In 1991, iconic Bengali writer Leela Majumdar wrote, "Our country has rarely seen an artist of the calibre of our friend Dhiren Bal... his illustrations for children seem to jump and skip. He always reminds me of my elder brother, Sukumar Ray... the world of art is full of famous names, but only a few have been granted entry into the world of a child."

Books by Pritha Bal

Translated into Hindi and English, most people who have grown up reading 'Tutu-Bhutu' will nonetheless agree that this little gem deserves a much wider audience. First published in March 1959 by Chandicharan Das & Company, the Bengali version still costs only about Rs 25. And having celebrated its 60th anniversary last year, the book's popularity shows no signs of waning. In fact, as Pritha Bal emphatically states, they can barely keep up with the demand. 

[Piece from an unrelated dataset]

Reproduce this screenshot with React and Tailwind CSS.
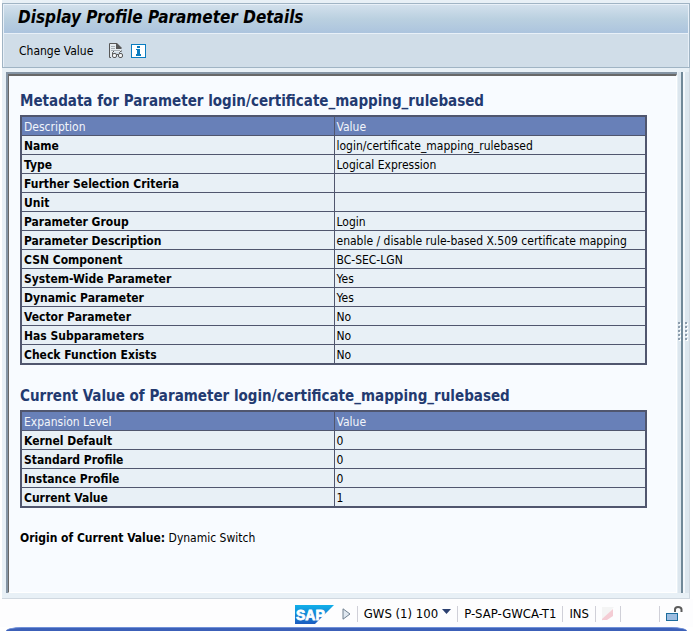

Herself a children's author of repute, and the second of six siblings, Pritha Bal was five or six when 'Tutu-Bhutu' was published. Today, with nearly 30 popular titles such as 'Emila' and 'Ami Tommy' to her credit, she says her father never really influenced her work, or even taught her how to sketch or write. "When I would ask Bapi whether my stories were good, he would say, 'Wait for the children to tell you. If the story isn't good, they will not buy your books'," she says. 

Chyanga Byanga and Chhoray Bhora Gram book covers

Well, those children are still buying 'Tutu-Bhutu' by the hundreds, though Pritha laments the fact that the publishers aren't a little more proactive. "Every year when I go to the (Kolkata) Book Fair, I meet countless people who buy 'Tutu-Bhutu' for their children and grandchildren. All these people read it as children themselves, and they want to keep the nostalgia and the magic alive,. Many of them actually buy multiple copies," she says.

In an age of ultra-sophisticated computer games and animation, why and how are children still drawn to the parallel universe of 'Tutu-Bhutu'? Pritha Bal believes the secret lies in the simple, everyday life which the book deals with. "In the end, this is a story about a child and his friends and family, who plays games and has fights, who loves fishing, and whose mother pulls him up every now and then. But the touch of fantasy comes from the fact that here you have animals who live and dress like humans, cats who catch fish from the pond instead of stealing them, and birds who are actually cops. It is rooted in reality and hence timeless, because the essential nature of childhood never changes," she explains.

The room in which Diren Bal worked

Born in 1912, the child Dhiren would send in his sketches and writings to magazines in Kolkata from his remote village in Bogura, now in Bangladesh. Also deeply fascinated by clay modelling as a child, he continued to dabble in it all his life. Having moved to Kolkata in the early 1930s, Dhiren Bal found work as an illustrator thanks to Bimal Kar (Moumachhi), himself a widely respected children's author. Among Dhiren Bal's many creations were 'Chyanga-Byanga' and 'Chhoray Bhora Gram', but it was 'Tutu-Bhutu' which fetched him the moniker of 'Walt Disney of Bengal'.

Tutu-Bhutu illustrations by Dhiren Bal

Growing up around him, his own children absorbed what they could, but it was Pritha who created an entire world in her mind, based on her father's cast off sketches and drawings. "I would pick up his sketches and build stories around them, mainly for the benefit of my younger brothers and sisters. But I would forget these stories because I didn't bother writing them down," she laughs. Eventually, it was her mother who suggested that she write the stories that her father wouldn't, and Pritha's career path was forged.

Today, 'Tutu-Bhutu' remains one of the most popular Bengali children's classics of all time, with children born 10 years ago connecting effortlessly with a man more than 10 times their age. All because of 22 pages of simple, no-fuss writing, and pictures that you would want to walk into. 'Tutu-Bhutu' isn't simply a children's book. It has remained a success because it connects to readers of all ages at one level or another. It evokes both nostalgia for the past and happiness about the present.